1. Territorial indications by coverage shall be based on at least three years of data and shall be indexed to the indications by coverage, derived in (h)3 above.

2. Territorial indications by coverage shall be based on a full-credibility standard of 3,000 claims per territory, with the complement of credibility applied to the Statewide indications by coverage determined in (h)3 above or to the current territorial rate/relativity.

(j) Filers that include changes to expense fees shall provide the standard, fixed expense fee calculation. For changes to deductible factors and increased limit factors, filers shall provide three-year relative loss ratios to justify the proposed changes. Filers shall also provide the overall percentage impact resulting from these changes independent of any proposed base rate impacts.
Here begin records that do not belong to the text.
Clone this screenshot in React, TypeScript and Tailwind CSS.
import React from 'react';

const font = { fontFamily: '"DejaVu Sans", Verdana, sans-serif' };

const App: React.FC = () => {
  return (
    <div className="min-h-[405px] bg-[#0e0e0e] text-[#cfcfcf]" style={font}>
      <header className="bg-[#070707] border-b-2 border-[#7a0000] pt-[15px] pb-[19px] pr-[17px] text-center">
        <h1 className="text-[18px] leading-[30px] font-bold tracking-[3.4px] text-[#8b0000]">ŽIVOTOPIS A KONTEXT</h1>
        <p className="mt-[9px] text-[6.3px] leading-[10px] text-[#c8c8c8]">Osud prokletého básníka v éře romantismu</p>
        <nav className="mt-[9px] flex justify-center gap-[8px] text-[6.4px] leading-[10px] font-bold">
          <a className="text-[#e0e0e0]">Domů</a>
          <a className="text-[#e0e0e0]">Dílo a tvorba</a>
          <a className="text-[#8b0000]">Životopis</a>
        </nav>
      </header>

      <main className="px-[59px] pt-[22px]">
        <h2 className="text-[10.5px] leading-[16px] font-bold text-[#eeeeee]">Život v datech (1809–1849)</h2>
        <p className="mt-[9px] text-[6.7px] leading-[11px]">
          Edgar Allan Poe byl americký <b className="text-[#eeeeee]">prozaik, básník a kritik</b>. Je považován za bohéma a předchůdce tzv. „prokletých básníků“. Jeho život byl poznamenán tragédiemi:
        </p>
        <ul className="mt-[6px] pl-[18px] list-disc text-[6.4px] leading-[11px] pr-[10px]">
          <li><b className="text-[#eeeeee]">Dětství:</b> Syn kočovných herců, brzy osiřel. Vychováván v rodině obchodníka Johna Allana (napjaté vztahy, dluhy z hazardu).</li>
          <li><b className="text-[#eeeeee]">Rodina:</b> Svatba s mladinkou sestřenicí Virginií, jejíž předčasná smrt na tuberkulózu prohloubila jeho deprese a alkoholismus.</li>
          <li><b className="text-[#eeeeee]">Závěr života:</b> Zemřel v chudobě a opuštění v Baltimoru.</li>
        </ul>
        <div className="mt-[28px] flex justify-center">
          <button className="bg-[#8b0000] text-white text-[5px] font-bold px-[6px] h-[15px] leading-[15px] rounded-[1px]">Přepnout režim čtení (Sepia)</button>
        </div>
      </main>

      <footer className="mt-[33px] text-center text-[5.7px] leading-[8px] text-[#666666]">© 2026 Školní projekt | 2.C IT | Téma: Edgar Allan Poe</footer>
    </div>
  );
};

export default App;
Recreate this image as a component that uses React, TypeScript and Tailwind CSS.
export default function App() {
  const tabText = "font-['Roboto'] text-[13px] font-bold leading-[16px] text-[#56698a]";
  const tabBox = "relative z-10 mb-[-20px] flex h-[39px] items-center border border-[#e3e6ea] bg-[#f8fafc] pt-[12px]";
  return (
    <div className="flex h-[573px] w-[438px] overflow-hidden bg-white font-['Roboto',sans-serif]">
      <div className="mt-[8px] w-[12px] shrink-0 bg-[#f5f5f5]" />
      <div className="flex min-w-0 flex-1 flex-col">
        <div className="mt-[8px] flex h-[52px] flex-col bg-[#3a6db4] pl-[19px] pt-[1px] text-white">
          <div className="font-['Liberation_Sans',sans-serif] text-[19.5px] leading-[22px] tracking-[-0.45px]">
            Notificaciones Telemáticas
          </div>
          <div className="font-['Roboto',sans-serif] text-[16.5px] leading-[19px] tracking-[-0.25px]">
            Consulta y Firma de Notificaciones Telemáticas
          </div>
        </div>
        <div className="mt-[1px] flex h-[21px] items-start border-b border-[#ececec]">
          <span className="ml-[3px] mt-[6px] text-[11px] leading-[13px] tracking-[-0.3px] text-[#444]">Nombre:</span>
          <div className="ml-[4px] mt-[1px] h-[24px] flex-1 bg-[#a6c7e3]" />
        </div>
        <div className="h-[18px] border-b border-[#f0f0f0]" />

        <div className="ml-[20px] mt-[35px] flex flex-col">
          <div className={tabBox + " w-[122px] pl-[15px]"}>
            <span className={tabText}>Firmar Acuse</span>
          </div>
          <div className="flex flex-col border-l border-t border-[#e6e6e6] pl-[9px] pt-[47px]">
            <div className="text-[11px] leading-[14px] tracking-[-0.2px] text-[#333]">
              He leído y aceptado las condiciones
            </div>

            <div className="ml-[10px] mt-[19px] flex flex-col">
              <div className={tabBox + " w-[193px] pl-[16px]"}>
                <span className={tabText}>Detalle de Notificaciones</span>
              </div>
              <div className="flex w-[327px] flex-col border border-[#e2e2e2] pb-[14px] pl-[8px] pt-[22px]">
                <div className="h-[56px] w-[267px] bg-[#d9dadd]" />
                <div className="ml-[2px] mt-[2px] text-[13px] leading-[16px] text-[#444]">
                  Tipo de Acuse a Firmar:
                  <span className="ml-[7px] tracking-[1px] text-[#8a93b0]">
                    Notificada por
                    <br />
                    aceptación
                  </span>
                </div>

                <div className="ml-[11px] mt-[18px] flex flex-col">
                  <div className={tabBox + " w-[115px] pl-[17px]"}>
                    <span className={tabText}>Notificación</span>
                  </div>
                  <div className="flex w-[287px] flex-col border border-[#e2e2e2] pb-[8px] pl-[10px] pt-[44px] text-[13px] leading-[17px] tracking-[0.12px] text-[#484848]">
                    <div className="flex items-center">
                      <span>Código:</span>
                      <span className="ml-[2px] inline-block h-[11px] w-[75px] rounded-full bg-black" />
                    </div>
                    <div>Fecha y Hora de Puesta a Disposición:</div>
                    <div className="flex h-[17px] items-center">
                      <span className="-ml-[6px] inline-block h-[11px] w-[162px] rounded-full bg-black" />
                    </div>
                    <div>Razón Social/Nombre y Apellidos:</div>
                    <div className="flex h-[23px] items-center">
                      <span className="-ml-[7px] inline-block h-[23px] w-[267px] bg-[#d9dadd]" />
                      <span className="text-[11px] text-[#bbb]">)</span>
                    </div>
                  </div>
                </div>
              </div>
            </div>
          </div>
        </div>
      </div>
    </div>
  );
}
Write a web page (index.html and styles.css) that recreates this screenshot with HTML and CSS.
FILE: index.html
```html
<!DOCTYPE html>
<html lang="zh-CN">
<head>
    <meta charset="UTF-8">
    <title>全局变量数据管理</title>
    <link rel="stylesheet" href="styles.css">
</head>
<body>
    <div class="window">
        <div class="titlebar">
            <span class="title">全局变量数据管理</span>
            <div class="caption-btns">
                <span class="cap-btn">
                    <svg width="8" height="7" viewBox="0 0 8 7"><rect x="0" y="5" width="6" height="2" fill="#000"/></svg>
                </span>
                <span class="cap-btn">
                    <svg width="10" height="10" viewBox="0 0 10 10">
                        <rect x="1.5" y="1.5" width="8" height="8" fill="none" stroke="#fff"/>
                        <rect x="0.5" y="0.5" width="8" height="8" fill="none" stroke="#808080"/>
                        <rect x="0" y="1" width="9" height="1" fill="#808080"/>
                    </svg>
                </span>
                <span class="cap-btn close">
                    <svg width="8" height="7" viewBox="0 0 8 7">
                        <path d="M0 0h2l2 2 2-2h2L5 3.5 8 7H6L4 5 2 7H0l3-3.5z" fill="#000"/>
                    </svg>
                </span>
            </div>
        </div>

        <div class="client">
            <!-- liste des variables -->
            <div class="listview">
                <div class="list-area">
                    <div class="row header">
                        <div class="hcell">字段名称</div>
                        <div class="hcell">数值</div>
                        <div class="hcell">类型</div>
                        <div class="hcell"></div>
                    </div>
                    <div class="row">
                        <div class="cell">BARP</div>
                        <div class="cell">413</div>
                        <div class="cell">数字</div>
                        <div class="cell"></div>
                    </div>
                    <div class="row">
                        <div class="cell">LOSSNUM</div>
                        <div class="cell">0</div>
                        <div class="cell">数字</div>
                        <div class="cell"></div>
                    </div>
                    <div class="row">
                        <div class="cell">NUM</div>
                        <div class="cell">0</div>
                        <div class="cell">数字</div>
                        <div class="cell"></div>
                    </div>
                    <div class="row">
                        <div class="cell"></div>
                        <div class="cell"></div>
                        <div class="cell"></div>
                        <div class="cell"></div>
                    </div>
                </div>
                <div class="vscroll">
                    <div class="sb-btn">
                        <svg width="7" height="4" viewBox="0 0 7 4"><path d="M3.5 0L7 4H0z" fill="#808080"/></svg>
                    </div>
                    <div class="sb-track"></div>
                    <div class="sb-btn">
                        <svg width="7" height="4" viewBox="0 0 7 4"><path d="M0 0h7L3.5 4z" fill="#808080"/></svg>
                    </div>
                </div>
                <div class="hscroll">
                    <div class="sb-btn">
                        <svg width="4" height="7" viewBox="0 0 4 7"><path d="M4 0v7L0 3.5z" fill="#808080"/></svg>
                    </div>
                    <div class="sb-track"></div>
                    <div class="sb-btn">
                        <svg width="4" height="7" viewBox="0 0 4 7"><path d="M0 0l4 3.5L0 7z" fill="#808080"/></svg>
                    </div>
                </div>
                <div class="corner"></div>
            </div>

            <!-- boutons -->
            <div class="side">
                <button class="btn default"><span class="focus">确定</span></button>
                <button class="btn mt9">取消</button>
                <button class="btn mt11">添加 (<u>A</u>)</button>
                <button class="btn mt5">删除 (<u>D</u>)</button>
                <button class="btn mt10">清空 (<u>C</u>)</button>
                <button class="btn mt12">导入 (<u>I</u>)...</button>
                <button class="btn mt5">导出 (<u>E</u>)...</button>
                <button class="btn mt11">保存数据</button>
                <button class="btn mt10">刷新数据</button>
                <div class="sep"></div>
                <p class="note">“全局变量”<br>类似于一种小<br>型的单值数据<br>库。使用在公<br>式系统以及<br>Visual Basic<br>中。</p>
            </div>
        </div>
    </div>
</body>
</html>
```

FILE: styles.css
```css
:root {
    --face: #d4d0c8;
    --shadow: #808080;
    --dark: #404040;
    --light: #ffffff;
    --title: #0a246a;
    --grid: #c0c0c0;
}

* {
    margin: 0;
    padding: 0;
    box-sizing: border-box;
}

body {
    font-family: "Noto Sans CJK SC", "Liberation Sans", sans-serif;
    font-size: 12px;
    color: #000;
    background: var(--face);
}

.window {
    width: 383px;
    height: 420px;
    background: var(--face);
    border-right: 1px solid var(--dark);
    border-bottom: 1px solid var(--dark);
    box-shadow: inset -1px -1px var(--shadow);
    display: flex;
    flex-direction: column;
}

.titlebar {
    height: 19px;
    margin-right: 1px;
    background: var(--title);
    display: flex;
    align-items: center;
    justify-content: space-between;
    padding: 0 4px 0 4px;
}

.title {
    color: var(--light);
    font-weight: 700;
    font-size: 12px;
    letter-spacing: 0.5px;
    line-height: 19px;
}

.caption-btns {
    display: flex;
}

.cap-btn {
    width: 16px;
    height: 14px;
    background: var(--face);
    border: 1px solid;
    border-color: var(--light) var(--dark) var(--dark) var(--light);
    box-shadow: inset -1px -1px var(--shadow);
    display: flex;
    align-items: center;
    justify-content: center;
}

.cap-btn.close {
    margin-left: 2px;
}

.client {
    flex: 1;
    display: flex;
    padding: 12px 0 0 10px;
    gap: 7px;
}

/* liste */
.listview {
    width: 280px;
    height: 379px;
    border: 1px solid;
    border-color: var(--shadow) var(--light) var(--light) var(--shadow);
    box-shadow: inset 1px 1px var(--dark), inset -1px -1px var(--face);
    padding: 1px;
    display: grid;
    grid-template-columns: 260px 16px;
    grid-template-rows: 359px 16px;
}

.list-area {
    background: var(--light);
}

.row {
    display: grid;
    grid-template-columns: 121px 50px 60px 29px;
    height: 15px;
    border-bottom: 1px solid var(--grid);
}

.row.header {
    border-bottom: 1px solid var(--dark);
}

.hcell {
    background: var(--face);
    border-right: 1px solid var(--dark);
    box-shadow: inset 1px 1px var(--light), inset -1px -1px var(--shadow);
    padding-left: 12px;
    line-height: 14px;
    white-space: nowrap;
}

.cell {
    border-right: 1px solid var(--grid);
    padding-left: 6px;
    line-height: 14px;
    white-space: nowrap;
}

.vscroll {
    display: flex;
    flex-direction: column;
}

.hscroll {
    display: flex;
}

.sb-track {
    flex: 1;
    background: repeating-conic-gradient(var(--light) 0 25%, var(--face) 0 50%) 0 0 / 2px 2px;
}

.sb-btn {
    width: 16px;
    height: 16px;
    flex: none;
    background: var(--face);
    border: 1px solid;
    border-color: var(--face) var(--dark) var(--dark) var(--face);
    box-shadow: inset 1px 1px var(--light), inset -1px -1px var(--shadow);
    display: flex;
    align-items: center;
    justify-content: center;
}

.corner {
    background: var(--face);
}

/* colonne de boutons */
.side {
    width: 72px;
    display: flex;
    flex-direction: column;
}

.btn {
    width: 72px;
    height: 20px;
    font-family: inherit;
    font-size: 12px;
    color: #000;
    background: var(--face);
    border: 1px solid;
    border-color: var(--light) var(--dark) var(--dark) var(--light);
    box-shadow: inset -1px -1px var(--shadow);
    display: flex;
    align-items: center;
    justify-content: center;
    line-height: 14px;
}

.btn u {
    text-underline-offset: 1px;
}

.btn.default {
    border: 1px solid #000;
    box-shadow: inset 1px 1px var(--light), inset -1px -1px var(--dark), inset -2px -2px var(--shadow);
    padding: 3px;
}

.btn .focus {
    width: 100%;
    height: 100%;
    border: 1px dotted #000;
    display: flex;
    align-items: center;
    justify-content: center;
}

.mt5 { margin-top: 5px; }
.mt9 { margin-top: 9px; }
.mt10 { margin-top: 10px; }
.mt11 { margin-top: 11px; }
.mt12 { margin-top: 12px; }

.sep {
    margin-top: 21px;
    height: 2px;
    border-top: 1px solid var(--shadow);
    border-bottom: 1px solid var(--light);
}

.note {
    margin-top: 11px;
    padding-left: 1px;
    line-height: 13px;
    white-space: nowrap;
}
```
(k) All filers shall use the Department's method set forth in (a) through (j) above. The filer may submit an alternate method or use different data in support of specific elements of its filing provided that it is clearly labeled as such and is submitted in addition to the method in (a) through (j) above. The filer may also submit a completely alternate method, not using the rules set forth in (a) through (j) above, provided it is clearly labeled as such and the identical alternate method has been submitted to the Department for review by the filer prior to its use in a filing under this subchapter. The Department's review of, and decision on, any alternate method or data submission as referenced above are not governed by the time frames in 11:3-16B.6(d), but instead will be subject to the time frames set forth in 11:3-18.4.

(l) Data described above in this section shall be submitted through the use of the NAIC electronic filing system SERFF (System for Electronic Rate and Form Filing). The information shall be provided in a Microsoft Excel or compatible worksheet. All calculated values shall be given as a formula in the spreadsheet.